* [Given exercise]: Write the data out again in full, with no departure from the original.

* [Information provided]:
-*-

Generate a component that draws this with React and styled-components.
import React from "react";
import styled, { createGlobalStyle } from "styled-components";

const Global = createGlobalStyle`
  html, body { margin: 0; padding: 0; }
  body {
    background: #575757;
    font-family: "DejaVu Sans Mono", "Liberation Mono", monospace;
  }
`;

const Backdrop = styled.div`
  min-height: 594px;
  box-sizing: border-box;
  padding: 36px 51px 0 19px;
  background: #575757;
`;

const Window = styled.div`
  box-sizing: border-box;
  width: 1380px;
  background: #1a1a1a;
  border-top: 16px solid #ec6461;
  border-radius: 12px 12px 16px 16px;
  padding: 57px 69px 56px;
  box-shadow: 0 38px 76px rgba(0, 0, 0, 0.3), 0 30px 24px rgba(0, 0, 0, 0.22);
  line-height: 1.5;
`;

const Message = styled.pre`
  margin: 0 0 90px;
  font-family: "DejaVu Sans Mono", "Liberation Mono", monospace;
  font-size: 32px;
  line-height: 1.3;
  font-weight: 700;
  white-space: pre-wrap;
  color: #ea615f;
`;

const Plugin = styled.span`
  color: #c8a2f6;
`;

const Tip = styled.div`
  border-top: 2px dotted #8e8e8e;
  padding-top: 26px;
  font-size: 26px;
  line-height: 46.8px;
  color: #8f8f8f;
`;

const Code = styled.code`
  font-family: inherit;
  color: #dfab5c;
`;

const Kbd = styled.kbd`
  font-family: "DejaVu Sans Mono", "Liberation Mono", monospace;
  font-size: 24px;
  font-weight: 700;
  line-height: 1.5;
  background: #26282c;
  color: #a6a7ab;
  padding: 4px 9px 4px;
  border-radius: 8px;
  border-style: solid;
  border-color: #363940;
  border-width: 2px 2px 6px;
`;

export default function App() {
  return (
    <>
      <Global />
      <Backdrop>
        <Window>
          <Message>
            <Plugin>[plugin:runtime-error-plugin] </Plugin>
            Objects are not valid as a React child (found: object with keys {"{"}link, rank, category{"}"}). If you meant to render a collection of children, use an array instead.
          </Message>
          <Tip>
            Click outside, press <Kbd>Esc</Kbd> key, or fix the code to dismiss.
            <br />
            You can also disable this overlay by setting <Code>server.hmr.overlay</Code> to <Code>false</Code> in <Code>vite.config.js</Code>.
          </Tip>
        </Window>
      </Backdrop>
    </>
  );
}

-*-

* [Exercise response]:
Generate a component that draws this with React and styled-components.
import React from "react";
import styled, { createGlobalStyle } from "styled-components";

const Global = createGlobalStyle`
  html, body { margin: 0; padding: 0; }
  body {
    background: #575757;
    font-family: "DejaVu Sans Mono", "Liberation Mono", monospace;
  }
`;

const Backdrop = styled.div`
  min-height: 594px;
  box-sizing: border-box;
  padding: 36px 51px 0 19px;
  background: #575757;
`;

const Window = styled.div`
  box-sizing: border-box;
  width: 1380px;
  background: #1a1a1a;
  border-top: 16px solid #ec6461;
  border-radius: 12px 12px 16px 16px;
  padding: 57px 69px 56px;
  box-shadow: 0 38px 76px rgba(0, 0, 0, 0.3), 0 30px 24px rgba(0, 0, 0, 0.22);
  line-height: 1.5;
`;

const Message = styled.pre`
  margin: 0 0 90px;
  font-family: "DejaVu Sans Mono", "Liberation Mono", monospace;
  font-size: 32px;
  line-height: 1.3;
  font-weight: 700;
  white-space: pre-wrap;
  color: #ea615f;
`;

const Plugin = styled.span`
  color: #c8a2f6;
`;

const Tip = styled.div`
  border-top: 2px dotted #8e8e8e;
  padding-top: 26px;
  font-size: 26px;
  line-height: 46.8px;
  color: #8f8f8f;
`;

const Code = styled.code`
  font-family: inherit;
  color: #dfab5c;
`;

const Kbd = styled.kbd`
  font-family: "DejaVu Sans Mono", "Liberation Mono", monospace;
  font-size: 24px;
  font-weight: 700;
  line-height: 1.5;
  background: #26282c;
  color: #a6a7ab;
  padding: 4px 9px 4px;
  border-radius: 8px;
  border-style: solid;
  border-color: #363940;
  border-width: 2px 2px 6px;
`;

export default function App() {
  return (
    <>
      <Global />
      <Backdrop>
        <Window>
          <Message>
            <Plugin>[plugin:runtime-error-plugin] </Plugin>
            Objects are not valid as a React child (found: object with keys {"{"}link, rank, category{"}"}). If you meant to render a collection of children, use an array instead.
          </Message>
          <Tip>
            Click outside, press <Kbd>Esc</Kbd> key, or fix the code to dismiss.
            <br />
            You can also disable this overlay by setting <Code>server.hmr.overlay</Code> to <Code>false</Code> in <Code>vite.config.js</Code>.
          </Tip>
        </Window>
      </Backdrop>
    </>
  );
}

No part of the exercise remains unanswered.